Поразительный документ, демонстрирующий полное порабощение сознания романтическими представлениями, создает тридцатилетний Печерин после отъезда из России. Печерин не только не выполнил условия договора, по которому обязывался, вернувшись из Берлина, прослужить не менее двенадцати лет по учебной части, за что против него было возбуждено судебное преследование, он нарушил закон, запрещавший подданному Российской империи селиться за границей без формального разрешения – эмиграция с давних времен считалась в России государственным преступлением. Кроме того, он подвел лично попечителя Московского учебного округа графа С. Г. Строганова, возлагавшего большие надежды на программу усовершенствования молодой русской профессуры за границей, поставленную под угрозу «невозвращенцем» Печериным.

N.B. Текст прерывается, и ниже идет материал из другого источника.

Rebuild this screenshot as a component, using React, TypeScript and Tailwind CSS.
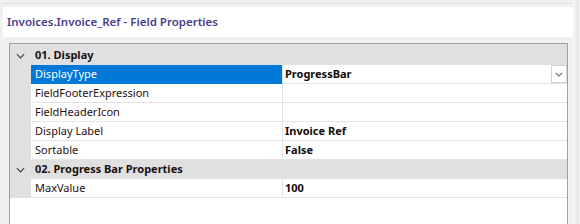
import React from 'react';

type Row = { name: string; value: string; selected?: boolean; dropdown?: boolean };
type Group = { title: string; rows: Row[]; first?: boolean };

const GROUPS: Group[] = [
  {
    title: '01. Display',
    first: true,
    rows: [
      { name: 'DisplayType', value: 'ProgressBar', selected: true, dropdown: true },
      { name: 'FieldFooterExpression', value: '' },
      { name: 'FieldHeaderIcon', value: '' },
      { name: 'Display Label', value: 'Invoice Ref' },
      { name: 'Sortable', value: 'False' },
    ],
  },
  {
    title: '02. Progress Bar Properties',
    rows: [{ name: 'MaxValue', value: '100' }],
  },
];

const Chevron = ({ className }: { className?: string }) => (
  <svg viewBox="0 0 10 6" className={className} fill="none" stroke="currentColor" strokeWidth="1.3">
    <path d="M1 1 L5 5 L9 1" />
  </svg>
);

export default function App() {
  return (
    <div
      className="w-[580px] h-[224px] overflow-hidden bg-[#f0f0f0] flex text-[11px]"
      style={{ fontFamily: '"Noto Sans", "Open Sans", sans-serif' }}
    >
      <div className="w-[573px] flex flex-col pt-[3px]">
        <div className="flex-1 flex flex-col border-t border-[#e3e3e3] pt-[3px]">
          {/* title */}
          <div className="ml-[3px] h-[30px] bg-white flex items-center pl-[4px] text-[11.5px] font-semibold text-[#483d8b]">
            Invoices.Invoice_Ref - Field Properties
          </div>

          {/* grid */}
          <div className="flex-1 flex pt-[6px] pl-[9px] pr-[5px]">
            <div className="flex-1 border-l border-t border-r border-[#a0a0a0] bg-white">
              {GROUPS.map((g) => (
                <div key={g.title}>
                  <div
                    className={`bg-[#e0e0e0] flex items-center ${g.first ? 'h-[21px] pt-[2px]' : 'h-[19px]'}`}
                  >
                    <div className="w-[21px] flex justify-center">
                      <Chevron className="w-[9px] h-[6px] text-[#404040]" />
                    </div>
                    <span className="pl-[4px] font-bold text-[#1a1010]">{g.title}</span>
                  </div>
                  {g.rows.map((r) => (
                    <div key={r.name} className="flex h-[19px]">
                      <div className="w-[21px] bg-[#e0e0e0]" />
                      <div
                        className={`w-[251px] border-b pl-[4px] flex items-center ${
                          r.selected
                            ? 'bg-[#0078d7] text-white border-[#0078d7]'
                            : 'text-[#2a1010] border-[#e3e3e3]'
                        }`}
                      >
                        {r.name}
                      </div>
                      <div className="flex-1 border-l border-b border-[#e3e3e3] flex items-center pl-[2px] font-bold text-[#100a0a]">
                        <span className="flex-1">{r.value}</span>
                        {r.dropdown && (
                          <div className="w-[16px] h-[18px] self-start border border-[#d4d4d4] bg-white flex items-center justify-center">
                            <Chevron className="w-[8px] h-[5px] text-[#606060]" />
                          </div>
                        )}
                      </div>
                    </div>
                  ))}
                </div>
              ))}
            </div>
          </div>
        </div>
      </div>
      <div className="flex-1 border-l border-[#f8f8f8] flex">
        <div className="w-[3px]" />
        <div className="border-l border-[#e0e0e0]" />
      </div>
    </div>
  );
}
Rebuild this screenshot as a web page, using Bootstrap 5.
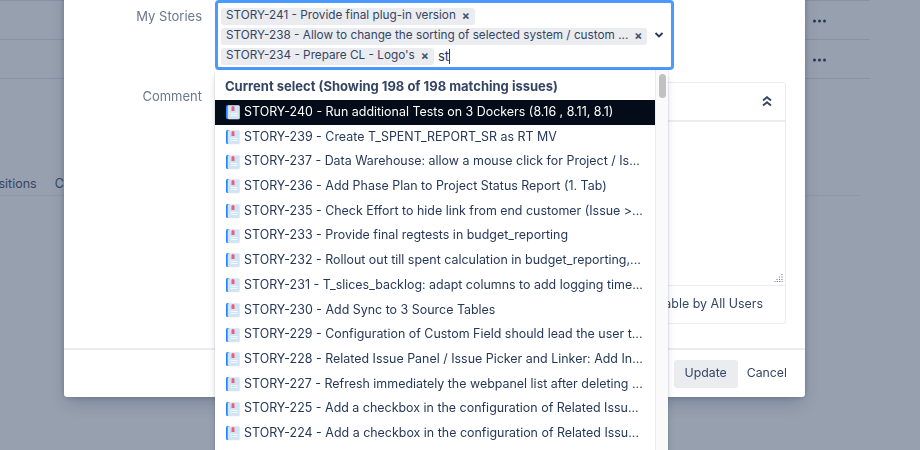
<!DOCTYPE html>
<html lang="en">
<head>
<meta charset="utf-8">
<title>Edit issue</title>
<link href="https://cdn.jsdelivr.net/npm/bootstrap@5.3.0/dist/css/bootstrap.min.css" rel="stylesheet">
<style>
html,body{height:450px;overflow:hidden}
body{background:#97a0af;font-family:Inter,"Liberation Sans",sans-serif;font-size:12.45px;color:#253858}
.bg-rows{width:870px}
.bg-row{height:39px;border-top:1px solid #8792a4;padding:18px 0 0 813px;line-height:0}
.bg-tabs{width:860px;height:39px;margin-top:40px;padding:19px 0 0;border-bottom:1px solid #8d97a7;color:#344563;overflow:hidden;white-space:nowrap;line-height:16px;font-size:12.5px}
.bg-tabs span:first-child{margin-left:-28px;margin-right:18px}
.dlg{position:fixed;left:64px;top:-20px;width:741px;height:417px;background:#fff;border-radius:3px;box-shadow:0 8px 16px -4px rgba(9,30,66,.25),0 0 5px rgba(9,30,66,.22);padding-top:20px}
.form-line{gap:13px}
.dlg-label{width:138px;text-align:right;color:#6b778c;font-size:13px;line-height:18px;flex:none}
.label-top{padding-top:7px}
.label-next{padding-top:5px}
.gap-above{margin-top:12px}
.picker{position:relative;width:459px;height:70px;border:3px solid #4c9aff;border-radius:4px;background:#fff;padding:3px 0 0 3px}
.chip{display:inline-flex;align-items:center;height:17px;background:#ebecf0;border-radius:3px;padding:0 5px;color:#344563;font-size:11.75px;white-space:nowrap;gap:6px}
.chip-line{height:20px;gap:4px}
.chip-x{font-size:12px;font-weight:700;color:#42526e;line-height:1}
.typed{font-size:13px;color:#253858;border-right:1px solid #253858;line-height:15px;height:15px}
.caret-box{position:absolute;right:7px;top:28px}
.editor{width:571px;height:242px;border:1px solid #ebecf0;border-radius:3px}
.ed-head{height:39px;border-bottom:2px solid #ebecf0;padding-right:13px}
.ed-body{height:164px;border-bottom:1px solid #ebecf0;position:relative}
.grip{position:absolute;right:2px;bottom:3px}
.ed-foot{height:37px;padding-right:22px;color:#344563;white-space:nowrap}
.dlg-foot{height:49px;border-top:2px solid #ebecf0;gap:6px;padding-right:18px;margin-top:24px}
.act{background:#ebecf0;border-radius:3px;padding:0;width:64px;height:28px;border:0;font-size:12.3px;color:#344563}
.act-link{background:none;border:0;padding:0 0 0 3px;font-size:12.3px;color:#344563}
.drop{position:fixed;left:215px;top:70px;width:453px;height:390px;background:#fff;box-shadow:0 4px 8px -2px rgba(9,30,66,.25),0 0 1px rgba(9,30,66,.31);overflow:hidden}
.drop-list{width:440px;flex:none}
.drop-head{height:30px;padding:7px 10px 0;font-weight:700;color:#344563;line-height:18px;font-size:13px}
.opt{height:24.7px;padding-left:10px;gap:3px;color:#253858;white-space:nowrap;overflow:hidden}
.opt.is-on{background:#030c18;color:#fff}
.opt svg{flex:none}
.rail{flex:1;background:#fafafa;border-left:1px solid #ededed;position:relative}
.thumb{position:absolute;left:3px;top:4px;width:7px;height:24px;border-radius:4px;background:#c1c1c1}
</style>
</head>
<body>
<div class="bg-rows">
  <div class="bg-row"><svg width="13" height="4" viewBox="0 0 13 4"><circle cx="1.500" cy="2" r="1.500" fill="#253858"/><circle cx="6.500" cy="2" r="1.500" fill="#253858"/><circle cx="11.500" cy="2" r="1.500" fill="#253858"/></svg></div>
  <div class="bg-row"><svg width="13" height="4" viewBox="0 0 13 4"><circle cx="1.500" cy="2" r="1.500" fill="#253858"/><circle cx="6.500" cy="2" r="1.500" fill="#253858"/><circle cx="11.500" cy="2" r="1.500" fill="#253858"/></svg></div>
  <div class="bg-row"></div>
</div>
<div class="bg-tabs"><span>Transitions</span><span>Comments</span></div>

<div class="dlg d-flex flex-column">
  <div class="d-flex form-line">
    <div class="dlg-label label-top">My Stories</div>
    <div class="picker">
      <div class="chip-line d-flex align-items-center"><span class="chip">STORY-241 - Provide final plug-in version <span class="chip-x">×</span></span></div>
      <div class="chip-line d-flex align-items-center"><span class="chip">STORY-238 - Allow to change the sorting of selected system / custom ... <span class="chip-x">×</span></span></div>
      <div class="chip-line d-flex align-items-center"><span class="chip">STORY-234 - Prepare CL - Logo's <span class="chip-x">×</span></span><span class="typed">st</span></div>
      <svg class="caret-box" width="10" height="8" viewBox="0 0 10 8"><path d="M1.500 2 5 5.500 8.500 2" fill="none" stroke="#253858" stroke-width="1.800"/></svg>
    </div>
  </div>
  <div class="d-flex form-line gap-above">
    <div class="dlg-label label-next">Comment</div>
    <div class="editor">
      <div class="ed-head d-flex justify-content-end align-items-center"><svg width="10" height="11" viewBox="0 0 10 11"><path d="M1 4.500 5 1.200 9 4.500M1 9.500 5 6.200 9 9.500" fill="none" stroke="#344563" stroke-width="1.900"/></svg></div>
      <div class="ed-body"><svg class="grip" width="9" height="9" viewBox="0 0 9 9"><path d="M8 1v8M5.500 3.500V9M3 6v3M.5 8.500h8" stroke="#6b778c" stroke-dasharray="1 1.500" fill="none"/></svg></div>
      <div class="ed-foot d-flex justify-content-end align-items-center">Viewable by All Users</div>
    </div>
  </div>
  <div class="dlg-foot d-flex justify-content-end align-items-center"><button class="btn act">Update</button><button class="btn act-link">Cancel</button></div>
</div>

<div class="drop d-flex">
  <div class="drop-list">
    <div class="drop-head">Current select (Showing 198 of 198 matching issues)</div>
    <div id="opts"></div>
  </div>
  <div class="rail"><div class="thumb"></div></div>
</div>

<script>
const items=["STORY-240 - Run additional Tests on 3 Dockers (8.16 , 8.11, 8.1)","STORY-239 - Create T_SPENT_REPORT_SR as RT MV","STORY-237 - Data Warehouse: allow a mouse click for Project / Is...","STORY-236 - Add Phase Plan to Project Status Report (1. Tab)","STORY-235 - Check Effort to hide link from end customer (Issue >...","STORY-233 - Provide final regtests in budget_reporting","STORY-232 - Rollout out till spent calculation in budget_reporting,...","STORY-231 - T_slices_backlog: adapt columns to add logging time...","STORY-230 - Add Sync to 3 Source Tables","STORY-229 - Configuration of Custom Field should lead the user t...","STORY-228 - Related Issue Panel / Issue Picker and Linker: Add In...","STORY-227 - Refresh immediately the webpanel list after deleting ...","STORY-225 - Add a checkbox in the configuration of Related Issu...","STORY-224 - Add a checkbox in the configuration of Related Issu..."];
const icon='<svg width="16" height="16" viewBox="0 0 16 16"><rect x="1" y="1" width="4" height="14" rx="1.500" fill="#2684ff"/><rect x="3" y="1.500" width="11.500" height="13.500" rx="1" fill="#cfe5f5" stroke="#dfe5ea" stroke-width=".6"/><path d="M5.500 9.500h7M5.500 11.500h7" stroke="#f2f8fc"/><path d="M6.500 7V3.500a1.500 1.500 0 0 1 3 0V7z" fill="#ef5c7d"/></svg>';
document.getElementById('opts').innerHTML=items.map((t,i)=>'<div class="opt d-flex align-items-center'+(i?'':' is-on')+'">'+icon+'<span>'+t+'</span></div>').join('');
</script>
<script src="https://cdn.jsdelivr.net/npm/bootstrap@5.3.0/dist/js/bootstrap.bundle.min.js"></script>
</body>
</html>
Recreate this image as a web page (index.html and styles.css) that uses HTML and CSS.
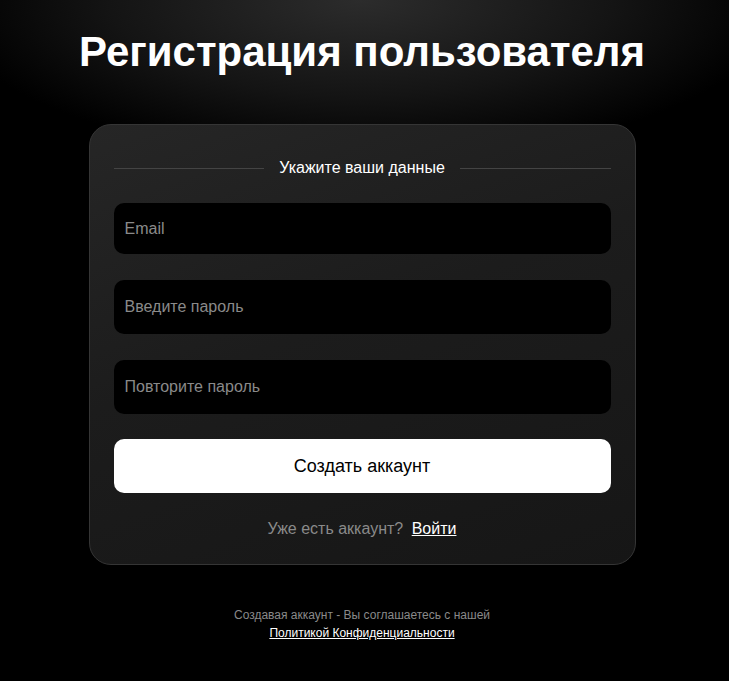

Строганов, по выражению одного из выпускников Московского университета, был «ниже по уму, но гораздо выше по характеру» Уварова (Чичерин 1989: 373). Он писал Печерину, убеждая его выполнить требования долга и чести, гарантировал ему финансовую помощь для возвращения, пытался выяснить, какие причины могли его толкнуть на такой решительный шаг, как отказ от родины. В ответ 23 марта 1837 года, то есть через девять месяцев жизни за границей, Печерин пишет письмо, по форме и выраженным мыслям невообразимое в качестве обращения к какому бы то ни было официальному лицу (РО: 172–174)[40]. Это совсем не письмо, это страстный монолог, созданный по всем правилам романтического искусства, это, в сущности, конспект будущих «Замогильных записок». В нем уже намечены темы, которые Печерин через тридцать лет станет развивать в своих автобиографических заметках, как если бы пережитый за эти годы опыт никак не сказался на его понятиях и ценностях.